Established in 1956, the Management Development Institute of Singapore (MDIS) is Singapore’s oldest not-for-profit professional institute. Earlier this year, it announced a 15-month MBA programme in collaboration with the University of Bradford for working professionals. R Theyvendran, MDIS secretary-general, tells FE’s Abhishek Chakraborty that management education has shifted towards an all-rounded approach as opposed to the traditional play-by-the-book approach. Excerpts:
What is the USP of your new MBA programme?
Our new programme offers students a head-start in the real world by fusing the two worlds of academia and business with each other. Taught by qualified teachers, MDIS students graduate with a firm grounding in both theory and professional practicality.
What are the latest trends in management education?
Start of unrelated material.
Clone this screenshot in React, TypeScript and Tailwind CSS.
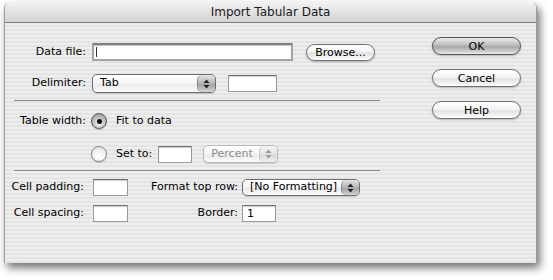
import React from 'react'

const stripes =
  'bg-[image:repeating-linear-gradient(180deg,#eeeeee_0px,#eeeeee_2px,#e4e4e4_2px,#e4e4e4_4px)]'

function Field({ className = '', value = '' }: { className?: string; value?: string }) {
  return (
    <div
      className={`h-[17px] shrink-0 bg-white border border-[#9a9a9a] border-t-[#6f6f6f] shadow-[inset_0_1px_1px_rgba(0,0,0,0.2)] pl-[4px] text-[11px] leading-[15px] ${className}`}
    >
      {value}
    </div>
  )
}

function Arrows({ disabled = false }: { disabled?: boolean }) {
  const c = disabled ? '#9a9a9a' : '#222'
  return (
    <svg width="7" height="10" viewBox="0 0 7 10">
      <path d="M3.5 0.5 L6.5 4 L0.5 4 Z" fill={c} />
      <path d="M3.5 9.5 L6.5 6 L0.5 6 Z" fill={c} />
    </svg>
  )
}

function Popup({
  label,
  className = '',
  disabled = false,
}: {
  label: string
  className?: string
  disabled?: boolean
}) {
  return (
    <div
      className={`flex shrink-0 items-stretch overflow-hidden rounded-[5px] border shadow-[0_1px_1px_rgba(0,0,0,0.15)] bg-[linear-gradient(180deg,#ffffff_0%,#f4f4f4_50%,#e9e9e9_55%,#fbfbfb_100%)] ${
        disabled ? 'border-[#b8b8b8] text-[#8c8c8c]' : 'border-[#6e6e6e] text-black'
      } ${className}`}
    >
      <span className="flex flex-1 items-center pl-[7px] text-[11px]">{label}</span>
      <span
        className={`flex w-[18px] items-center justify-center rounded-l-[5px] border-l ${
          disabled
            ? 'border-[#c4c4c4] bg-[linear-gradient(180deg,#f6f6f6_0%,#e4e4e4_50%,#d9d9d9_55%,#f0f0f0_100%)]'
            : 'border-[#8a8a8a] bg-[linear-gradient(180deg,#e4e4e4_0%,#b4b4b4_50%,#a2a2a2_55%,#d4d4d4_100%)]'
        }`}
      >
        <Arrows disabled={disabled} />
      </span>
    </div>
  )
}

function Pill({
  label,
  className = '',
  primary = false,
}: {
  label: string
  className?: string
  primary?: boolean
}) {
  return (
    <button
      className={`flex shrink-0 items-center justify-center rounded-full border text-[11px] leading-none shadow-[0_1px_2px_rgba(0,0,0,0.25)] ${
        primary
          ? 'border-[#555] bg-[linear-gradient(180deg,#ececec_0%,#bdbdbd_45%,#a6a6a6_55%,#d8d8d8_90%,#f0f0f0_100%)]'
          : 'border-[#707070] bg-[linear-gradient(180deg,#ffffff_0%,#f3f3f3_45%,#e2e2e2_55%,#f6f6f6_90%,#ffffff_100%)]'
      } ${className}`}
    >
      {label}
    </button>
  )
}

function Radio({ on = false }: { on?: boolean }) {
  return (
    <span
      className={`flex h-[16px] w-[16px] shrink-0 items-center justify-center rounded-full border shadow-[0_1px_1px_rgba(0,0,0,0.2)] ${
        on
          ? 'border-[#555] bg-[radial-gradient(circle_at_50%_70%,#f2f2f2_0%,#bcbcbc_55%,#8e8e8e_100%)]'
          : 'border-[#8a8a8a] bg-[radial-gradient(circle_at_50%_70%,#ffffff_0%,#f0f0f0_55%,#d0d0d0_100%)]'
      }`}
    >
      {on && <span className="h-[5px] w-[5px] rounded-full bg-[#111]" />}
    </span>
  )
}

function Label({ text, className = '' }: { text: string; className?: string }) {
  return <span className={`flex shrink-0 justify-end whitespace-nowrap ${className}`}>{text}</span>
}

export default function App() {
  return (
    <div className="h-[280px] w-[553px] bg-white font-['DejaVu_Sans',sans-serif] text-[11px] text-black whitespace-nowrap">
      <div className="pl-[4px] pt-[2px]">
        <div className="flex h-[261px] w-[533px] flex-col overflow-hidden rounded-t-[6px] border-x border-[#9c9c9c] shadow-[3px_5px_8px_rgba(0,0,0,0.55)]">
          <div className="flex h-[21px] shrink-0 items-center justify-center border-b border-[#7c7c7c] bg-[linear-gradient(180deg,#f2f2f2_0%,#e2e2e2_50%,#d3d3d3_100%)] text-[12px] text-[#1a1a1a]">
            Import Tabular Data
          </div>
          <div className={`flex flex-1 ${stripes}`}>
            <div className="w-[375px] shrink-0 pl-[9px]">
              <div className="mt-[20px] flex h-[18px] items-center">
                <Label text="Data file:" className="w-[72px]" />
                <div className="ml-[6px] h-[18px] w-[201px] shrink-0 border-2 border-[#a4a4a4] border-t-[#7e7e7e] bg-white shadow-[inset_0_1px_1px_rgba(0,0,0,0.25)] pl-[2px] pt-[2px]">
                  <div className="h-[10px] w-px bg-[#333]" />
                </div>
                <Pill label="Browse..." className="ml-[13px] h-[17px] w-[69px]" />
              </div>
              <div className="mt-[13px] flex h-[19px] items-center">
                <Label text="Delimiter:" className="w-[72px]" />
                <Popup label="Tab" className="ml-[6px] h-[19px] w-[124px]" />
                <Field className="ml-[12px] w-[49px]" />
              </div>
              <div className="mt-[7px] h-px w-[366px] bg-[#8a8a8a]" />
              <div className="mt-[12px] flex h-[16px] items-center">
                <Label text="Table width:" className="w-[72px]" />
                <span className="ml-[5px]">
                  <Radio on />
                </span>
                <span className="ml-[9px]">Fit to data</span>
              </div>
              <div className="mt-[16px] flex h-[18px] items-center">
                <span className="w-[72px] shrink-0" />
                <span className="ml-[5px]">
                  <Radio />
                </span>
                <span className="ml-[9px]">Set to:</span>
                <Field className="ml-[6px] w-[34px]" />
                <Popup label="Percent" disabled className="ml-[11px] h-[18px] w-[75px]" />
              </div>
              <div className="mt-[7px] h-px w-[366px] bg-[#8a8a8a]" />
              <div className="mt-[8px] flex h-[17px] items-center">
                <Label text="Cell padding:" className="w-[70px]" />
                <Field className="ml-[9px] w-[35px]" />
                <Label text="Format top row:" className="w-[110px]" />
                <Popup label="[No Formatting]" className="ml-[4px] h-[17px] w-[118px]" />
              </div>
              <div className="mt-[9px] flex h-[17px] items-center">
                <Label text="Cell spacing:" className="w-[70px]" />
                <Field className="ml-[9px] w-[35px]" />
                <Label text="Border:" className="w-[110px]" />
                <Field value="1" className="ml-[4px] w-[34px]" />
              </div>
            </div>
            <div className="ml-[52px] flex flex-col pt-[14px]">
              <Pill label="OK" primary className="h-[18px] w-[89px]" />
              <Pill label="Cancel" className="mt-[14px] h-[18px] w-[89px]" />
              <Pill label="Help" className="mt-[14px] h-[18px] w-[89px]" />
            </div>
          </div>
        </div>
      </div>
    </div>
  )
}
Management education, in recent years, has shifted towards a more all-rounded approach as opposed to the traditional play-by-the-book approach. In the past, educators would just impart the necessary knowledge and simply push the practitioners to follow the rules. But this no longer works.
Today’s business world is dynamic, and the rules of the game keep evolving. Every successful manager in the modern world is an all-rounder, and management educators now aim to produce mavericks rather than followers. They must learn to think out-of-the-box and train their minds to constantly innovate. Blind obedience and conformity is no longer an option.
Which are the most popular fields for MBA graduates?
While traditional industries such as engineering, banking and finance and services sectors continue to attract MBA graduates, we observe a great deal of attention paid to social media marketing. It will not be long before young managers start wrestling for priority positioning in the digital arena, and we must make sure that our students are prepared for this eventuality by arming them with appropriate tools and skills.
What is the importance of soft skills for MBA aspirants?
A challenge many managers often face is finding the right balance between ‘hard’ and ‘soft’ skills. Good managers must not only be able to apply the theories and concepts they learn in their course, but also be able to relate to their team-mates, solve problems collaboratively, deal with difficult people, different cultures and so on.
What is the right model for management education?
The best model is the one that works for any given person and place, but there is no model that has a universal fit at any point in time.